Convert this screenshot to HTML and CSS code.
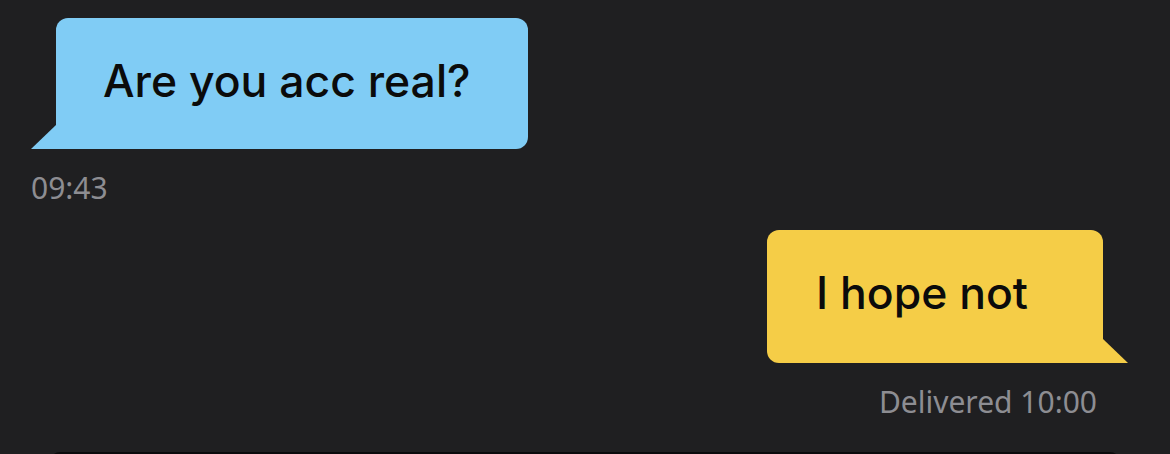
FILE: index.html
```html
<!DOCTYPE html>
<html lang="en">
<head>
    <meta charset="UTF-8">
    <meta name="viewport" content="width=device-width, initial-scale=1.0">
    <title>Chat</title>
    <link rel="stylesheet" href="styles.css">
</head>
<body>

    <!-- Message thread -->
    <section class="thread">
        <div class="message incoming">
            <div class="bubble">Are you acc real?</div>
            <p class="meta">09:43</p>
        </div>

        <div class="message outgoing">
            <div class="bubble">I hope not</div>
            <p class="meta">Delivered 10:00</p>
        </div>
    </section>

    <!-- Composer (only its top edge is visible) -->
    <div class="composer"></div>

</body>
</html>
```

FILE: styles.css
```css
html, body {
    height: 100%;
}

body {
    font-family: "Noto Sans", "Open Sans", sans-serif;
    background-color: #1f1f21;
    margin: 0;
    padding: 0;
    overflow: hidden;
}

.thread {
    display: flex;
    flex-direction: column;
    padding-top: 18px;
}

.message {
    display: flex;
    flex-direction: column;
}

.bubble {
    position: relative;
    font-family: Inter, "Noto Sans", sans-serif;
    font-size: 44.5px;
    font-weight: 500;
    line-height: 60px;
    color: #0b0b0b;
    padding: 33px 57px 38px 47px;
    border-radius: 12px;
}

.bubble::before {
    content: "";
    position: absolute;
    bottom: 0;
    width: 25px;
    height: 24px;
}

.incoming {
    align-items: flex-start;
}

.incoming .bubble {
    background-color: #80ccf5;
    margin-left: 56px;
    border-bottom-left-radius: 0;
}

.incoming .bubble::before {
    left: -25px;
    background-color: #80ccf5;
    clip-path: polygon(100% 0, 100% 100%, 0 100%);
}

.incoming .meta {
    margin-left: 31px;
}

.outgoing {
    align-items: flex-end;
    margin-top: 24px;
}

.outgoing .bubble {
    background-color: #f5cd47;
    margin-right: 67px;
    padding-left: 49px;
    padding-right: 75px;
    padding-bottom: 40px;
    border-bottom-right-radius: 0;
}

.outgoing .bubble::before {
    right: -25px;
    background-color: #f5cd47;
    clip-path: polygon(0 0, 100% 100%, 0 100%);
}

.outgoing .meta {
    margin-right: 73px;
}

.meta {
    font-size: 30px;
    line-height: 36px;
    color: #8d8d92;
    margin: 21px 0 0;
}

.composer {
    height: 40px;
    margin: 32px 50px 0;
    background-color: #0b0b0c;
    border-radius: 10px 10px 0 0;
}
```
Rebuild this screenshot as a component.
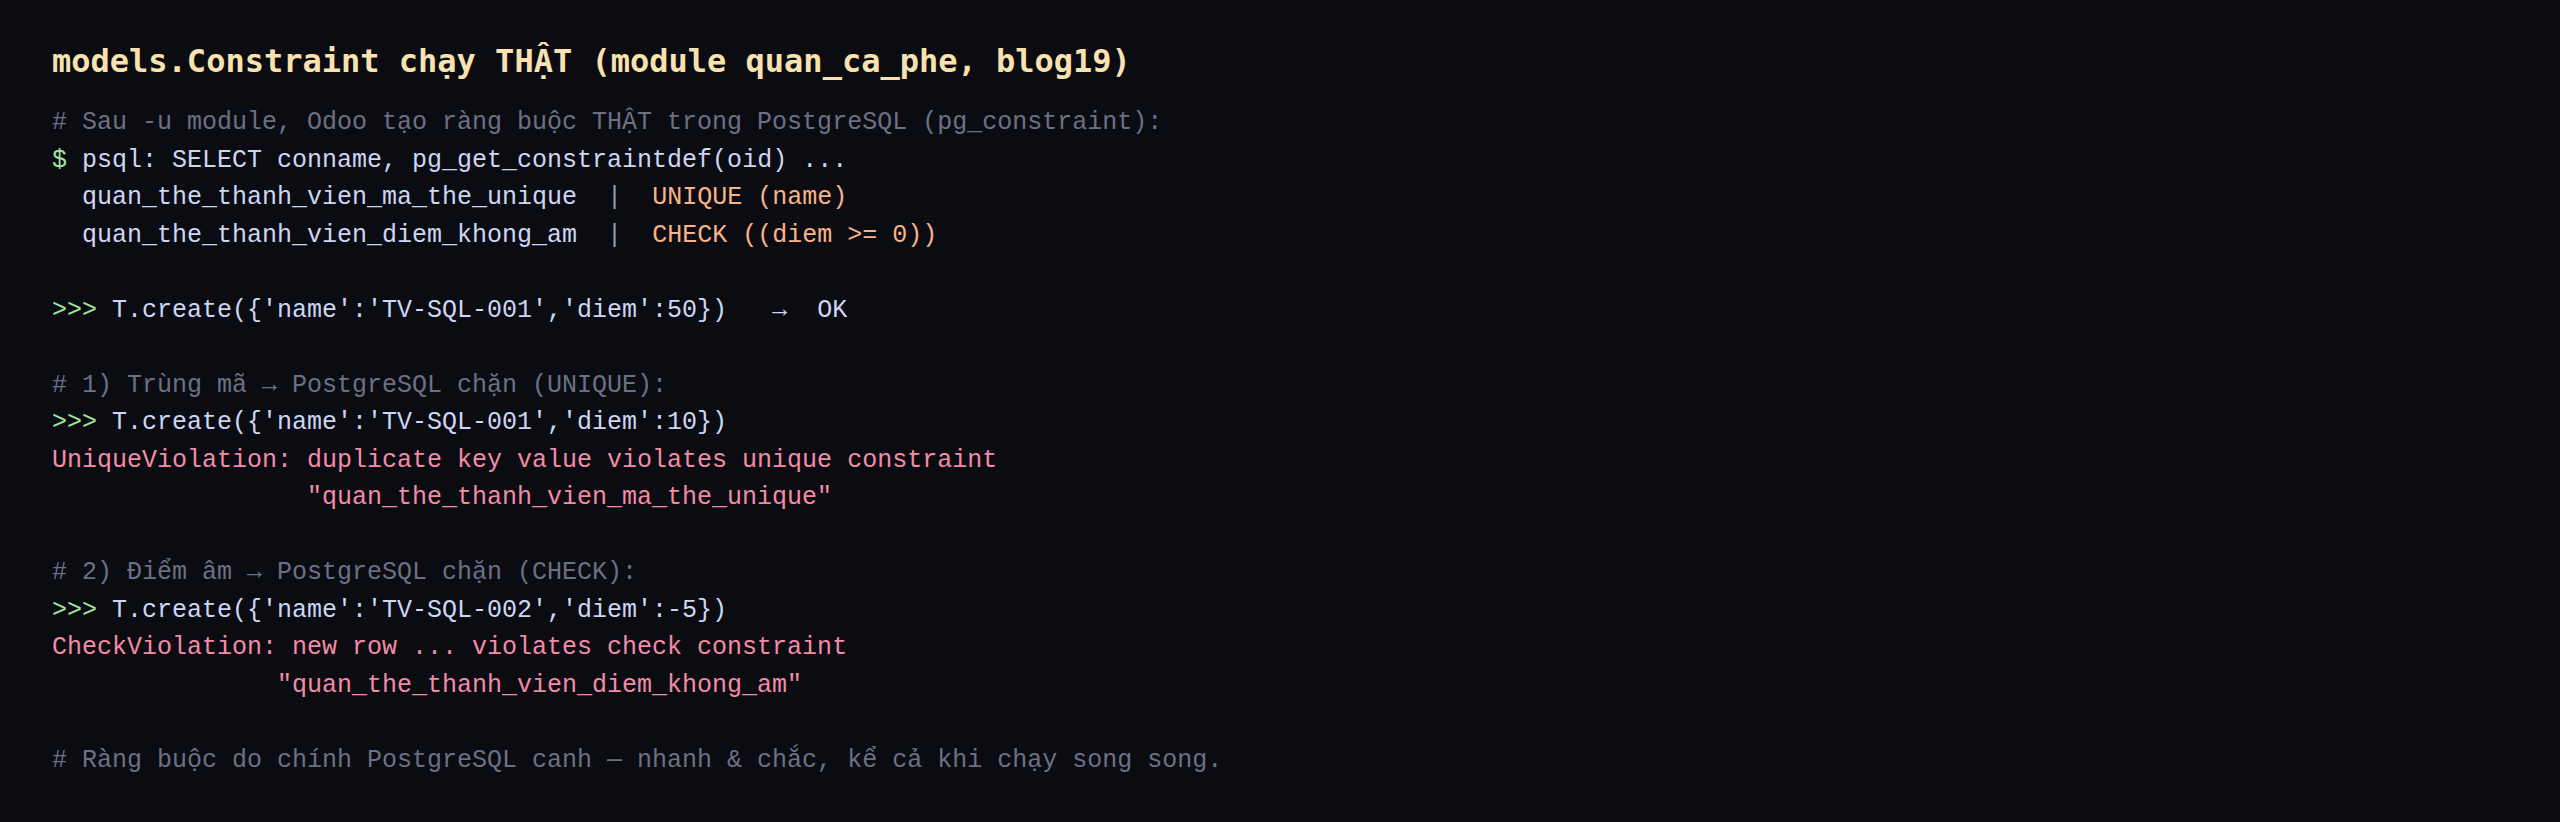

::::::

(Written exercise)
Can you retype every record above exactly, leaving out the pictures?

(The output)
Convert this screenshot to HTML and CSS code.
FILE: index.html
```html
<!DOCTYPE html>
<html lang="en">
<head>
    <meta charset="UTF-8">
    <meta name="viewport" content="width=device-width, initial-scale=1.0">
    <title>Chat</title>
    <link rel="stylesheet" href="styles.css">
</head>
<body>

    <!-- Message thread -->
    <section class="thread">
        <div class="message incoming">
            <div class="bubble">Are you acc real?</div>
            <p class="meta">09:43</p>
        </div>

        <div class="message outgoing">
            <div class="bubble">I hope not</div>
            <p class="meta">Delivered 10:00</p>
        </div>
    </section>

    <!-- Composer (only its top edge is visible) -->
    <div class="composer"></div>

</body>
</html>
```

FILE: styles.css
```css
html, body {
    height: 100%;
}

body {
    font-family: "Noto Sans", "Open Sans", sans-serif;
    background-color: #1f1f21;
    margin: 0;
    padding: 0;
    overflow: hidden;
}

.thread {
    display: flex;
    flex-direction: column;
    padding-top: 18px;
}

.message {
    display: flex;
    flex-direction: column;
}

.bubble {
    position: relative;
    font-family: Inter, "Noto Sans", sans-serif;
    font-size: 44.5px;
    font-weight: 500;
    line-height: 60px;
    color: #0b0b0b;
    padding: 33px 57px 38px 47px;
    border-radius: 12px;
}

.bubble::before {
    content: "";
    position: absolute;
    bottom: 0;
    width: 25px;
    height: 24px;
}

.incoming {
    align-items: flex-start;
}

.incoming .bubble {
    background-color: #80ccf5;
    margin-left: 56px;
    border-bottom-left-radius: 0;
}

.incoming .bubble::before {
    left: -25px;
    background-color: #80ccf5;
    clip-path: polygon(100% 0, 100% 100%, 0 100%);
}

.incoming .meta {
    margin-left: 31px;
}

.outgoing {
    align-items: flex-end;
    margin-top: 24px;
}

.outgoing .bubble {
    background-color: #f5cd47;
    margin-right: 67px;
    padding-left: 49px;
    padding-right: 75px;
    padding-bottom: 40px;
    border-bottom-right-radius: 0;
}

.outgoing .bubble::before {
    right: -25px;
    background-color: #f5cd47;
    clip-path: polygon(0 0, 100% 100%, 0 100%);
}

.outgoing .meta {
    margin-right: 73px;
}

.meta {
    font-size: 30px;
    line-height: 36px;
    color: #8d8d92;
    margin: 21px 0 0;
}

.composer {
    height: 40px;
    margin: 32px 50px 0;
    background-color: #0b0b0c;
    border-radius: 10px 10px 0 0;
}
```
Rebuild this screenshot as a component.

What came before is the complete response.